The final chapter turns from Roman artifacts to Roman texts. In “Putting the World in Order: Mapping in Roman Texts,” Benet Salway considers the textual cartography of documentary, epigraphic, and literary sources. This chapter begins from the observation that texts impose a specific order on the way that geography is to be read. Salway’s contribution, which is divided topically rather than generically, reacts against the scholarly trend to “downplay the role of graphic illustration in the description of geographic information by the Romans” (193). By examining the organization of itineraries, the mapping of continents, and the ordering of tribes, legions, and Roman provinces, Salway argues that “there is some circumstantial evidence for familiarity with cartographic images, either in informing the organization of the material or for facilitating its comprehension” (230). His argument is a persuasive one, based on close reading of documentary and inscriptional evidence, which could be further extended to even more literary texts, such as Roman poets (many of whom show a great deal of interest in geography), orators, and authors of prose fiction.

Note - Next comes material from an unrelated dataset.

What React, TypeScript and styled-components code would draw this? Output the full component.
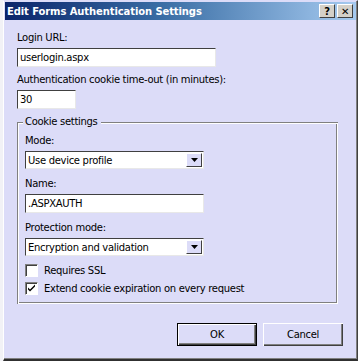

In light of this volume’s admirably broad coverage in limited space, it is perhaps unfair to lament what it is missing. Nonetheless, I think that many readers would appreciate more explicit connections between mapping traditions across cultures, especially given the emphasis placed in the Introduction on the interrelatedness of Greco-Roman, Mesopotamian, and Egyptian mapping. Cross-references between entries tend to be superficial, with each chapter appearing to have been developed independently. Some atomization is to be expected given the diversity of fields represented in this volume, but there seem to have been several missed opportunities for fruitful connections (e.g., between the Book of the Fayum and Salway’s contribution or between the Turin Papyrus and the Peutinger Map).

The most regrettable absence, in terms of coverage, is the Artemidorus Papyrus. Although it is mentioned twice (7; 106n.4), it never receives any serious consideration. In addition to its importance as an example of Greco-Roman cartography, it might also have helped to connect several authors’ contributions. The papyrus was first widely publicized in 2006 and was subsequently published in full in 2008. Its front contains an unfinished map of an unidentified territory, excerpts from geographical texts including the work of the Greek geographer Artemidorus, and remarkably realistic sketches of human faces, hands, and feet. The back features a menagerie of some forty sketches of exotic animals, many of which are accompanied by Greek labels. Although a vocal minority of scholars initially claimed the papyrus to be a fake, a series of articles in 2009 have led most scholars to accept it as a genuine artifact. As such, it provides important evidence for Greco-Roman cartographic practices, and I have no doubt that the combined expertise of the contributors to this volume could have made significant and timely interventions in the scholarly discussion about it.

Ancient Perspectives is a very welcome addition to an exciting and rapidly growing field in the study of the ancient Mediterranean. Talbert and his fellow contributors have brought together into a single volume a sweeping analysis of the mapping traditions of the ancient Mediterranean and Near East, which as a whole makes a powerful argument for the pervasiveness of ancient cartographic practice and the importance of studying the ancient Mediterranean and the Near East together. For specialists and non-specialists alike, this book will be an important reference and a catalyst for further research on this important topic.

NOTES

  1. Readers should be aware, as Leif Isaken has pointed out in a review published online in the American Journal of Archaeology 117.4 (2013), that an important recent article by Stephanie Meece in Anatolian Studies 56 (2006), 1–16 has reinterpreted the wall painting from Çatal Hüyük, which Rochberg identifies as a map (10–11), as an image of leopard.